As I began to realize that a lot of people were looking to me for advice in which movies to watch, it ocurred to me that this was an enormous amount of power to have. I wasn't just the merchant, I was the guide. I didn't just point people to where the movies were, most of the time I was pointing them toward which movies to get. Sometimes I wonder if people listen more to the guy at their local video store than they do to Rex Reed or Richard Roeper. Anyway, I realized that it was a great responsibility and I resolved to take it very seriously. I still do.

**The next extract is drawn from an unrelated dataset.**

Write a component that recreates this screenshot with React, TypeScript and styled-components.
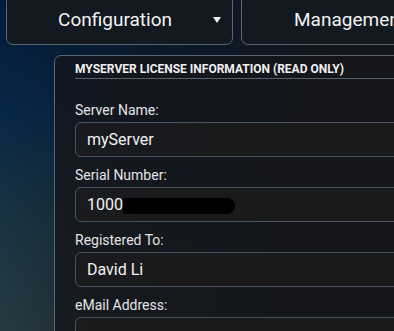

The second reason I consider myself a film critic (and I know this is not going to be a terribly original, deep or surprising revelation) is because I really consider everybody a film critic. Granted, there are an awful lot of disciplines involved in being a good film critic, or at least a professional film critic, but I would argue that, ultimately, anyone who watches a movie and has an opinion on it is a film critic. This means, I think, that everyone has to take on some degree of responsibility in learning what they can about movies... and not just "what they like," but about their language, aesthetics and history. Not everyone has to become Pauline Kael or Roger Ebert, but trying to deny the fact you're, in some way, a film critic would be like trying to deny that you're a philosopher. The truth is that everyone is a philosopher because everyone has their own philosophy on life. As a wise man once said "You're either a philosopher or you're drug addict," meaning that either you think about life or you just move from one distraction to the next. Well, I would like to offer my own amended version of that quote:

"You're either a film critic..... or you're dead."